I was glad they included the interviews with his daughter, Margaret, and with Joyce Maynard.  However, there is not a word from his son, Matthew, who differs markedly with his sister Margaret’s account of their family and of their father.  Salinger’s asceticism in only obliquely alluded to, but the film does indicate that this was manifest in his character from an early age.  (See my article in the Journal of Homosexuality for a more extensive analysis of the sexual aspects of The Catcher in the Rye.1)

The film offers extensive interviews with people who knew Salinger, who worked with him, who were interested in him and wanted to know him.  The film tends to be honorific in its approach, which is OK, I guess.  Countless people of his own generation, and still today, resonate with his characters and their sense of alienation and loneliness.  Personally, my view of Salinger has evolved over the years.  I do not regard his as favorably as I once did.  I think I understand him better now, and I see his limitations as a human being much more clearly — and they bear a relationship to his writing and the messages it communicates.

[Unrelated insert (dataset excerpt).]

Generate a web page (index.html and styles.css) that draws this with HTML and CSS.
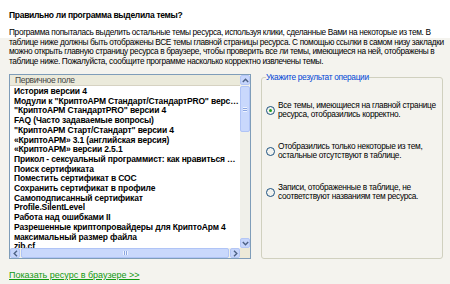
FILE: index.html
```html
<!DOCTYPE html>
<html lang="ru">
<head>
    <meta charset="UTF-8">
    <title>Проверка тем ресурса</title>
    <link rel="stylesheet" href="styles.css">
</head>
<body>
    <div class="page">
        <h1 class="title">Правильно ли программа выделила темы?</h1>
        <p class="intro">
            Программа попыталась выделить остальные темы ресурса, используя клики, сделанные Вами на некоторые из тем. В<br>
            таблице ниже должны быть отображены ВСЕ темы главной страницы ресурса. С помощью ссылки в самом низу закладки<br>
            можно открыть главную страницу ресурса в браузере, чтобы проверить все ли темы, имеющиеся на ней, отображены в<br>
            таблице ниже. Пожалуйста, сообщите программе насколько корректно извлечены темы.
        </p>

        <div class="main">
            <!-- Topics list -->
            <div class="listbox">
                <div class="list-view">
                    <div class="list-header">Первичное поле</div>
                    <ul class="list-items">
                        <li>История версии 4</li>
                        <li>Модули к "КриптоАРМ Стандарт/СтандартPRO" версии 4</li>
                        <li>"КриптоАРМ СтандартPRO" версии 4</li>
                        <li>FAQ (Часто задаваемые вопросы)</li>
                        <li>"КриптоАРМ Старт/Стандарт" версии 4</li>
                        <li>«КриптоАРМ» 3.1 (английская версия)</li>
                        <li>«КриптоАРМ» версии 2.5.1</li>
                        <li>Прикол - сексуальный программист: как нравиться девушкам</li>
                        <li>Поиск сертификата</li>
                        <li>Поместить сертификат в СОС</li>
                        <li>Сохранить сертификат в профиле</li>
                        <li>Самоподписанный сертификат</li>
                        <li>Profile.SilentLevel</li>
                        <li>Работа над ошибками II</li>
                        <li>Разрешенные криптопровайдеры для КриптоАрм 4</li>
                        <li>максимальный размер файла</li>
                        <li>zib.cf</li>
                    </ul>
                </div>

                <div class="vscroll">
                    <div class="sb-btn">
                        <svg width="7" height="5" viewBox="0 0 7 5"><polyline points="0.8,4 3.5,1.2 6.2,4" fill="none" stroke="#4d6185" stroke-width="1.4"/></svg>
                    </div>
                    <div class="vtrack">
                        <div class="vthumb"><span class="grip-h"></span></div>
                    </div>
                    <div class="sb-btn">
                        <svg width="7" height="5" viewBox="0 0 7 5"><polyline points="0.8,1 3.5,3.8 6.2,1" fill="none" stroke="#4d6185" stroke-width="1.4"/></svg>
                    </div>
                </div>

                <div class="hscroll">
                    <div class="sb-btn">
                        <svg width="5" height="7" viewBox="0 0 5 7"><polyline points="4,0.8 1.2,3.5 4,6.2" fill="none" stroke="#4d6185" stroke-width="1.4"/></svg>
                    </div>
                    <div class="htrack">
                        <div class="hthumb"><span class="grip-v"></span></div>
                    </div>
                    <div class="sb-btn">
                        <svg width="5" height="7" viewBox="0 0 5 7"><polyline points="1,0.8 3.8,3.5 1,6.2" fill="none" stroke="#4d6185" stroke-width="1.4"/></svg>
                    </div>
                </div>

                <div class="sb-corner"></div>
            </div>

            <!-- Result choice -->
            <fieldset class="result">
                <legend>Укажите результат операции</legend>
                <div class="option">
                    <span class="radio checked"></span>
                    <span>Все темы, имеющиеся на главной странице<br>ресурса, отобразились корректно.</span>
                </div>
                <div class="option">
                    <span class="radio"></span>
                    <span>Отобразились только некоторые из тем,<br>остальные отсутствуют в таблице.</span>
                </div>
                <div class="option">
                    <span class="radio"></span>
                    <span>Записи, отображенные в таблице, не<br>соответствуют названиям тем ресурса.</span>
                </div>
            </fieldset>
        </div>

        <a class="show-link" href="#">Показать ресурс в браузере &gt;&gt;</a>
    </div>
</body>
</html>
```

FILE: styles.css
```css
* {
    margin: 0;
    padding: 0;
    box-sizing: border-box;
}
body {
    font-family: "Liberation Sans", Arial, sans-serif;
    font-size: 8.5px;
    letter-spacing: -0.35px;
    color: #000;
    background: linear-gradient(#ffffff 0, #ffffff 38px, #f4f3ee 38px);
    min-height: 284px;
}
.page {
    padding: 10px 7px 0 9px;
}
.title {
    font-size: 8.5px;
    font-weight: bold;
    letter-spacing: -0.3px;
    line-height: 10px;
}
.intro {
    margin-top: 8px;
    font-size: 8.3px;
    line-height: 9.5px;
    white-space: nowrap;
}

/* ============= List + result box ========= */
.main {
    display: flex;
    gap: 10px;
    margin-top: 8px;
    height: 185px;
}
.listbox {
    flex: 0 0 242px;
    width: 242px;
    height: 185px;
    border: 1px solid #7f9db9;
    background: #fff;
    display: grid;
    grid-template-columns: minmax(0, 1fr) 10px;
    grid-template-rows: minmax(0, 1fr) 10px;
}
.list-view {
    overflow: hidden;
    min-width: 0;
    min-height: 0;
}
.list-header {
    height: 11px;
    line-height: 10px;
    padding-left: 5px;
    color: #444;
    background: #ebeadb;
    border-bottom: 1px solid #d6d2c2;
}
.list-items {
    list-style: none;
    margin-top: 1px;
}
.list-items li {
    font-weight: bold;
    letter-spacing: -0.15px;
    line-height: 9.7px;
    padding-left: 4px;
    white-space: nowrap;
    overflow: hidden;
    text-overflow: ellipsis;
}

/* scrollbars */
.vscroll {
    display: flex;
    flex-direction: column;
    min-height: 0;
    background: #f0f0ea;
}
.hscroll {
    display: flex;
    min-width: 0;
    background: #f0f0ea;
}
.sb-btn {
    flex: 0 0 10px;
    height: 10px;
    width: 10px;
    display: flex;
    align-items: center;
    justify-content: center;
    background: #c6d5fb;
    border: 1px solid #b4c6f5;
    border-radius: 2px;
}
.vtrack {
    flex: 1;
    padding-top: 1px;
}
.vthumb {
    height: 46px;
    background: #c9d8fc;
    border: 1px solid #b0c4f6;
    border-radius: 2px;
    display: flex;
    align-items: center;
    justify-content: center;
}
.grip-h {
    width: 4px;
    height: 5px;
    background: repeating-linear-gradient(#eef3ff 0, #eef3ff 1px, #8ca6e0 1px, #8ca6e0 2px);
}
.htrack {
    flex: 1;
    padding: 0 1px;
}
.hthumb {
    height: 10px;
    background: #c9d8fc;
    border: 1px solid #b0c4f6;
    border-radius: 2px;
    display: flex;
    align-items: center;
    justify-content: center;
}
.grip-v {
    width: 5px;
    height: 4px;
    background: repeating-linear-gradient(90deg, #eef3ff 0, #eef3ff 1px, #8ca6e0 1px, #8ca6e0 2px);
}
.sb-corner {
    background: #ece9d8;
}

/* result group */
.result {
    flex: 0 0 182px;
    min-width: 0;
    margin-top: -2px;
    border: 1px solid #d0d0bf;
    border-radius: 3px;
    padding: 18.5px 4px 0 4px;
    display: flex;
    flex-direction: column;
    gap: 22px;
    font-size: 8.3px;
    letter-spacing: -0.3px;
}
.result legend {
    color: #0046d5;
    line-height: 10px;
    padding: 0;
}
.option {
    display: flex;
    align-items: center;
    gap: 3px;
    line-height: 9.5px;
    white-space: nowrap;
}
.radio {
    flex: 0 0 9px;
    width: 9px;
    height: 9px;
    border: 1px solid #1c5180;
    border-radius: 50%;
    background: #f3f3ef;
    display: flex;
    align-items: center;
    justify-content: center;
}
.radio.checked::after {
    content: "";
    width: 3px;
    height: 3px;
    border-radius: 50%;
    background: #21a121;
}

.show-link {
    display: inline-block;
    margin-top: 11px;
    font-size: 9px;
    letter-spacing: 0;
    line-height: 11px;
    color: #119911;
    text-decoration: underline;
}
```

What really got my attention was the list of forthcoming publications at the very end of the film.  They are due to start appearing beginning in 2015 through 2020.  The titles and subject matter look fascinating.  Salinger was indeed writing during all those years of seclusion in New Hampshire, and the books are due to be opened and the contents proclaimed on the housetops.  When they are you’ll be seeing more reviews here.  This film is an excellent overview of Salinger’s life, full of interesting interviews, well documented, highly informative, and offering a positive, almost deferential attitude toward Salinger and his work.  While it does not do everything, it does more than I expected about a person whom it has been very hard to find out anything concrete for nearly half a century.

 

 

 

1.  Ferguson, Michael (2010)  Book Review of The Catcher in the RyeJournal of Homosexuality 57: 810-818.